The paper tackles the ill-posed nature of radio-interferometric imaging by proposing R2D2, a residual-to-residual DNN series that iteratively refines images. By training multiple realizations and forming R2D2 samples, it provides joint image reconstruction and epistemic uncertainty maps, enabling robust, scalable high-dynamic-range RI imaging. Across simulations and real VLA data (Cygnus A), R2D2 outperforms CLEAN, U‑Net, uSARA, and AIRI in accuracy and speed, while exhibiting low model uncertainty that rapidly decreases with the number of terms in the series. This ensemble-based uncertainty quantification approach makes R2D2 particularly well-suited for large surveys, combining fast reconstruction with interpretable uncertainty information.

Abstract

The ``Residual-to-Residual DNN series for high-Dynamic range imaging'' (R2D2) approach was recently introduced for Radio-Interferometric (RI) imaging in astronomy. R2D2's reconstruction is formed as a series of residual images, iteratively estimated as outputs of Deep Neural Networks (DNNs) taking the previous iteration's image estimate and associated data residual as inputs. In this work, we investigate the robustness of the R2D2 image estimation process, by studying the uncertainty associated with its series of learned models. Adopting an ensemble averaging approach, multiple series can be trained, arising from different random DNN initializations of the training process at each iteration. The resulting multiple R2D2 instances can also be leveraged to generate ``R2D2 samples'', from which empirical mean and standard deviation endow the algorithm with a joint estimation and uncertainty quantification functionality. Focusing on RI imaging, and adopting a telescope-specific approach, multiple R2D2 instances were trained to encompass the most general observation setting of the Very Large Array (VLA). Simulations and real-data experiments confirm that: (i) R2D2's image estimation capability is superior to that of the state-of-the-art algorithms; (ii) its ultra-fast reconstruction capability (arising from series with only few DNNs) makes the computation of multiple reconstruction samples and of uncertainty maps practical even at large image dimension; (iii) it is characterized by a very low model uncertainty.
Paper Structure (12 sections, 11 equations, 4 figures, 1 table)

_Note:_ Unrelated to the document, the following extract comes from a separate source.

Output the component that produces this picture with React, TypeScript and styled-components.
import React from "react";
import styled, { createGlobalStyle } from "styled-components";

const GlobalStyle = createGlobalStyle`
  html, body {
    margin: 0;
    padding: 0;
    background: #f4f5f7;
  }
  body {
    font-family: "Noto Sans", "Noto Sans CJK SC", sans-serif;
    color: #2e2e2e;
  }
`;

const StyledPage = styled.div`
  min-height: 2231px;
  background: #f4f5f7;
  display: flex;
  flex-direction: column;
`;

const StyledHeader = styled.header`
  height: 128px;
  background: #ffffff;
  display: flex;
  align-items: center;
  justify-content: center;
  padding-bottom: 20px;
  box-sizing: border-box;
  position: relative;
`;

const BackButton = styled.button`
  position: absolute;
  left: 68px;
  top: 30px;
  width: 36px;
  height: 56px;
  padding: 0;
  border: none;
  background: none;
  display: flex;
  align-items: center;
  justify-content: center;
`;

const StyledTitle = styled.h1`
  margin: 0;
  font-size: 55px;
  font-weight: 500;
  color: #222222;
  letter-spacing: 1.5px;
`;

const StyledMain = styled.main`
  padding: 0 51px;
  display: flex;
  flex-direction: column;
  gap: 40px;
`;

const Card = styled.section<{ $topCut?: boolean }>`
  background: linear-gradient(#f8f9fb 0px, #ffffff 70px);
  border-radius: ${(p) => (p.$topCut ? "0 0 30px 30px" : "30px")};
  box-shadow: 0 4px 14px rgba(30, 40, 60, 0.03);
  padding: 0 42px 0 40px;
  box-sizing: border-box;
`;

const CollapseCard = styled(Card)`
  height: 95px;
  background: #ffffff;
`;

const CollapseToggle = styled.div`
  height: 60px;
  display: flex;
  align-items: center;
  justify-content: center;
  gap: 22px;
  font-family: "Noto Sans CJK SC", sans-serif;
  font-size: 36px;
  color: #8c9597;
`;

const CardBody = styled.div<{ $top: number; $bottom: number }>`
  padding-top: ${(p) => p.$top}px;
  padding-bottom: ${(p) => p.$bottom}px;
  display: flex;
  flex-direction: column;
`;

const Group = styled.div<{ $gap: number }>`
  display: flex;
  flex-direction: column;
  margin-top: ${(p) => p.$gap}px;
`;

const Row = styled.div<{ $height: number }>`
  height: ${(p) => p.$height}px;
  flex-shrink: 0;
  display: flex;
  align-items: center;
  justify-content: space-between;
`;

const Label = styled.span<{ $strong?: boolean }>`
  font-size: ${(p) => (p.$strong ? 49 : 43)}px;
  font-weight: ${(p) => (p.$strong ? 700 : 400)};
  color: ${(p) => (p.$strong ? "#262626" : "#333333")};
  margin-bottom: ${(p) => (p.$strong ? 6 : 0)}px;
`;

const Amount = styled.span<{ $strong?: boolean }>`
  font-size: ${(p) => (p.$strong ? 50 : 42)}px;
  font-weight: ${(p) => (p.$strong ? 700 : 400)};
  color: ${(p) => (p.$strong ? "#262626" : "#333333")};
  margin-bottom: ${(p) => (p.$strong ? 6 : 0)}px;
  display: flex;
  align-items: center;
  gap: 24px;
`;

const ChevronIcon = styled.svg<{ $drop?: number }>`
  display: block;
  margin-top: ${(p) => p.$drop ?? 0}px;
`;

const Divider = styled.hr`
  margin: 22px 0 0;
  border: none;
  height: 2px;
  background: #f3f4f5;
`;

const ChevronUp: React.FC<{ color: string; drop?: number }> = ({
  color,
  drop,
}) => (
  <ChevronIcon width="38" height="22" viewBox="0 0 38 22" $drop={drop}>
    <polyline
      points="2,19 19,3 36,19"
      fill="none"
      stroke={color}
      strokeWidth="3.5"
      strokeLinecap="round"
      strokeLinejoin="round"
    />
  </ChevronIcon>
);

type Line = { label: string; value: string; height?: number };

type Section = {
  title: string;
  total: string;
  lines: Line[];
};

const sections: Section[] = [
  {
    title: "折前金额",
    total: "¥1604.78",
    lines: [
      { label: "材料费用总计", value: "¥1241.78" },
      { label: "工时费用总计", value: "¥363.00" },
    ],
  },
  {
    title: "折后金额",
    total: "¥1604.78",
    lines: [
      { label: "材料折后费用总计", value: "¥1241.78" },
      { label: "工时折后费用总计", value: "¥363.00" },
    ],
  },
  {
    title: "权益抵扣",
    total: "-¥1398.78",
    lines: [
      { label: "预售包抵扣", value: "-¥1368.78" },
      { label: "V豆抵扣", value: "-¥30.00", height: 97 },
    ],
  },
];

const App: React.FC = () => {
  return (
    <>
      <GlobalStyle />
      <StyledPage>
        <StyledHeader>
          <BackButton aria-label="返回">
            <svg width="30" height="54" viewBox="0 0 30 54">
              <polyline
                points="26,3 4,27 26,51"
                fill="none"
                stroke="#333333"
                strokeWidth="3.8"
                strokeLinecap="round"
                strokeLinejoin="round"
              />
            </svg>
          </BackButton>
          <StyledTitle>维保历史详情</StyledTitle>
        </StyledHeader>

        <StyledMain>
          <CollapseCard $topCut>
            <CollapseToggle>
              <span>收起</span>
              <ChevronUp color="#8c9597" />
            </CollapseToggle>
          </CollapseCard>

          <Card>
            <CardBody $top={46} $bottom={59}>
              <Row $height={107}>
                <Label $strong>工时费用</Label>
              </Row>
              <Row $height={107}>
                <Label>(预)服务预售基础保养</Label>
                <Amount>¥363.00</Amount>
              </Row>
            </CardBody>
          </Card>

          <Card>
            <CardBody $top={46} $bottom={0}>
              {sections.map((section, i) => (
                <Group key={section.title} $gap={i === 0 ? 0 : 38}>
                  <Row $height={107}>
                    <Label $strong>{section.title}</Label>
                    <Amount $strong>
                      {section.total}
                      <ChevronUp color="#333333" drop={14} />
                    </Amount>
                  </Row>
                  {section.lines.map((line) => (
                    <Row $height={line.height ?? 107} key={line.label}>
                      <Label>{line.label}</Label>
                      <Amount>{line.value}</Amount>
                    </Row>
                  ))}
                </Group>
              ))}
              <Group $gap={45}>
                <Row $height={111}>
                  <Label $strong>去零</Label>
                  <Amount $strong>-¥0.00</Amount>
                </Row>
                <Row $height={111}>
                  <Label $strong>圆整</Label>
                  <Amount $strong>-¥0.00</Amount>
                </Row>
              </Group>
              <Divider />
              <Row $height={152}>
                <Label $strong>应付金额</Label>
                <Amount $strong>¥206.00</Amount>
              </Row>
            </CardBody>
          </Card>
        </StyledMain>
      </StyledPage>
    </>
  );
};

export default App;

This paper contains 12 sections, 11 equations, 4 figures, 1 table.

Figures (4)

  • Figure 1: Evolution of the R2D2 series (single realization) across its iterations. The ground truth image $\boldsymbol{x}^{\star}$ and dirty image $\boldsymbol{r}^{(0)}_{\textrm{R2D2}}$ are reported in the top left and center panels, respectively. The output of the first DNN gives $\hat{\boldsymbol{x}}^{(1)}_{\textrm{R2D2}}$ (top right). 12 iterations later, $\boldsymbol{r}^{(11)}_{\textrm{R2D2}}$ (bottom left) and $\hat{\boldsymbol{x}}^{(12)}_{\textrm{R2D2}}$ are fed to the last DNN, whose output (bottom center) is added to $\hat{\boldsymbol{x}}^{(12)}_{\textrm{R2D2}}$ to deliver the reconstruction (bottom right).
  • Figure 2: Quantitative metric analysis. Left (resp. center): Progress of the reconstruction quality evaluated by SNR (resp. logSNR) across R2D2 iterations for both $\mu(\bar{\boldsymbol{x}}^{(i)})_{\textrm{R2D2}}$ and ${\hat{\boldsymbol{x}}^{(i)}}_{\textrm{R2D2}}$. Right: Progress of the epistemic uncertainty evaluated by $[\sigma/\mu](\bar{\boldsymbol{x}}^{(i)})_{\textrm{R2D2}}$ across iterations. Values of the SNR and logSNR, achieved at convergence by the benchmark algorithms uSARA and CLEAN, are reported via horizontal lines, in their respective plots. Each point is the averaged metric over 200 inverse problems (5$\times$200 for $\hat{\boldsymbol{x}}_{\textrm{R2D2}}$), while the shaded area presents its standard deviations.
  • Figure 3: Visual illustration of the R2D2 joint image estimation and uncertainty quantification functionality across iterations for the simulation results. Top row: ground truth (left) and dirty image (right). Second row: reconstruction $\hat{\boldsymbol{x}}_{\textrm{uSARA}}$ (left) and $\hat{\boldsymbol{x}}_{\textrm{CLEAN}}$ (right). Third (resp. fourth, fifth) row: $\mu(\bar{\boldsymbol{x}}^{(i)})_{\textrm{R2D2}}$ (left) and $[\sigma/\mu](\bar{\boldsymbol{x}}^{(i)})_{\textrm{R2D2}}$ (right) for iterations $i=1$ (U-Net) (resp. $i=3$, $i=12$). The evaluation metrics (SNR, logSNR) are embedded inside each image estimate. The mean pixel values across the image is shown inside each uncertainty image.
  • Figure 4: Visual illustration of the R2D2 joint image estimation and uncertainty quantification functionality across iterations for the real data results. Left: pixel-wise mean $\mu(\bar{\boldsymbol{x}}^{(12)})_{\textrm{R2D2}}$. Right: uncertainty map $[\sigma/\mu](\bar{\boldsymbol{x}}^{(12)})_{\textrm{R2D2}}$.